Italian journalist (1949–2017)

Oliviero Beha (14 January 1949 – 13 May 2017) was an Italian journalist, writer, essayist, TV, and radio host.

==Biography==
Beha was born in Florence and began work as a journalist in 1973 for the sports newspaper Tuttosport and for Paese Sera. During his stay in Madrid, he graduated and also practised athletics for Real Madrid.

From 1976 to 1985, he worked for the left-oriented newspaper La Repubblica, dealing with sport and social themes, and wrote articles for several editions of the Olympic Games. In 1984, he published a report in which the result of the football match between Italy and Cameroon in the 1982 Football World Cup had been decided between the players before the match. After also working for the newspaper Rinascita, Il Messaggero and Il Mattino (Beha later also worked for the right-wing L'Indipendente), in 1987, he began hosting the TV show Va' pensiero, together with Communist journalist Andrea Barbato.

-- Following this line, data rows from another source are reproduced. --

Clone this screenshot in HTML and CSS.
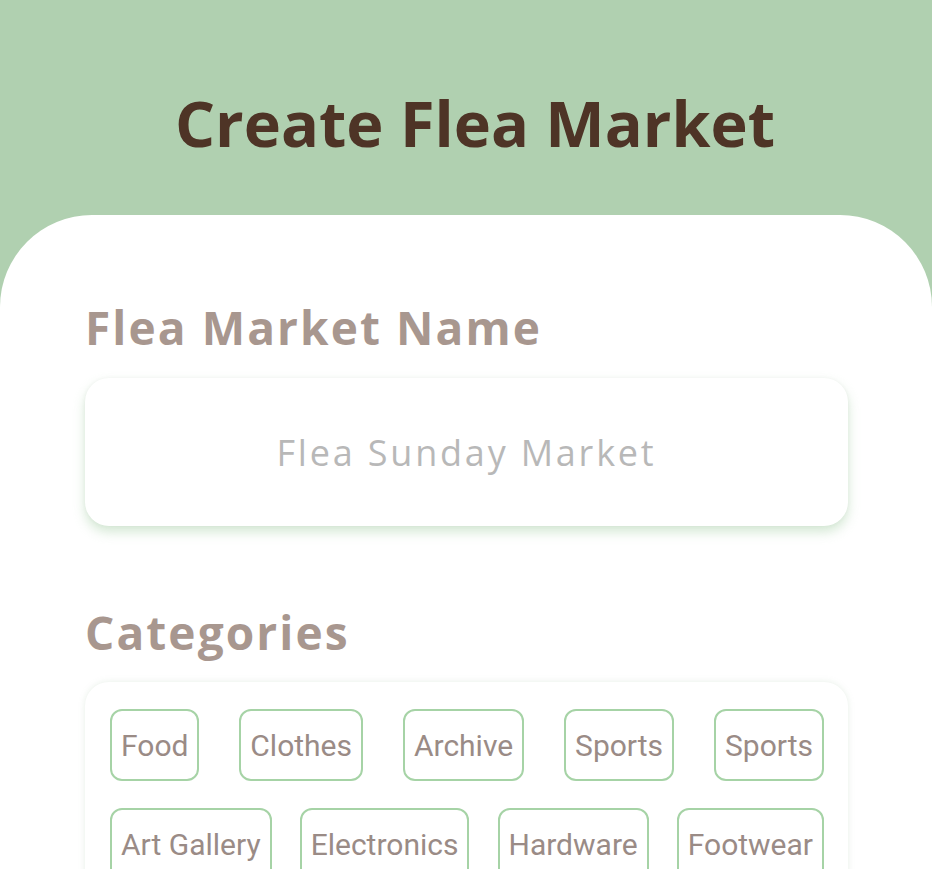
FILE: index.html
```html
<!DOCTYPE html>
<html>
<head>
<meta charset="utf-8">
<link rel="stylesheet" href="styles.css">
</head>
<body>
<header class="top">
  <h1 class="title">Create Flea Market</h1>
</header>
<main class="panel">
  <h2 class="label">Flea Market Name</h2>
  <div class="input">Flea Sunday Market</div>
  <h2 class="label label-cat">Categories</h2>
  <div class="card">
    <div class="chips">
      <span class="chip">Food</span>
      <span class="chip">Clothes</span>
      <span class="chip">Archive</span>
      <span class="chip">Sports</span>
      <span class="chip">Sports</span>
    </div>
    <div class="chips">
      <span class="chip">Art Gallery</span>
      <span class="chip">Electronics</span>
      <span class="chip">Hardware</span>
      <span class="chip">Footwear</span>
    </div>
  </div>
</main>
</body>
</html>
```
FILE: styles.css
```css
html, body {
  margin: 0;
  padding: 0;
}
body {
  background: #b0d0b0;
  font-family: "Open Sans", "Liberation Sans", sans-serif;
  height: 869px;
  overflow: hidden;
}
.top {
  height: 215px;
  box-sizing: border-box;
  padding-top: 91px;
  text-align: center;
}
.title {
  margin: 0;
  padding-left: 18px;
  font-size: 63px;
  line-height: 63px;
  font-weight: 700;
  color: #4e3426;
}
.panel {
  background: #fff;
  border-radius: 92px 92px 0 0;
  min-height: 700px;
  padding: 1px 84px 0 85px;
}
.label {
  margin: 88px 0 0;
  font-size: 46px;
  line-height: 46px;
  font-weight: 700;
  letter-spacing: 2.1px;
  color: #a8978f;
}
.label-cat {
  margin-top: 83px;
}
.input {
  margin-top: 28px;
  height: 148px;
  border-radius: 24px;
  background: #fff;
  box-shadow: 0 6px 12px rgba(160, 205, 160, 0.45), 0 0 4px rgba(0,0,0,0.04);
  display: flex;
  align-items: center;
  justify-content: center;
  font-size: 36px;
  letter-spacing: 2.8px;
  color: #b8b8b8;
}
.card {
  margin-top: 27px;
  border-radius: 24px;
  background: #fff;
  box-shadow: 0 0 6px rgba(160, 190, 160, 0.25);
  padding: 27px 24px 30px 25px;
  display: flex;
  flex-direction: column;
  gap: 27px;
}
.chips {
  display: flex;
  justify-content: space-between;
}
.chip {
  font-family: Roboto, "Liberation Sans", sans-serif;
  font-size: 30px;
  color: #9a8b86;
  border: 2px solid #a6d3a6;
  border-radius: 12px;
  height: 72px;
  box-sizing: border-box;
  padding: 0 9px;
  display: flex;
  align-items: center;
}
```
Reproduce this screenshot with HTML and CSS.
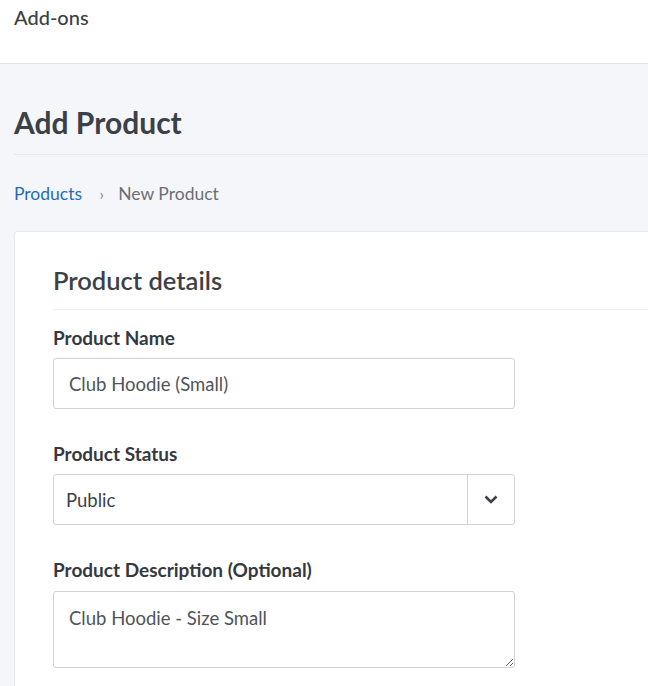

The show was aired on Rai 3 and lasted until 1989.

In the following years, Beha provided TV specials about Italian and international themes for Italian state television, mostly for Rai 3, and hosted the show Un terno al lotto (1991) in which people seeking and offering jobs could meet freely. The following year, Beha launched Radio Zorro, a daily radio show aired on Radio Rai. The show, later rechristened Radio Zorro 3131, was cancelled in 2004, a period in which the right government coalition led by Silvio Berlusconi controlled Rai; the closure was followed by a series of legal suits by Beha against Rai.

Beha also wrote several books, including essays and poetry collections, which won several Italian literary prizes. Among his numerous activities in the 2000s, Beha also wrote for the left newspaper L'Unità (2005–2008), and was a co-founder of Il Fatto Quotidiano in 2009. He died in Rome on 13 May 2017, aged 68.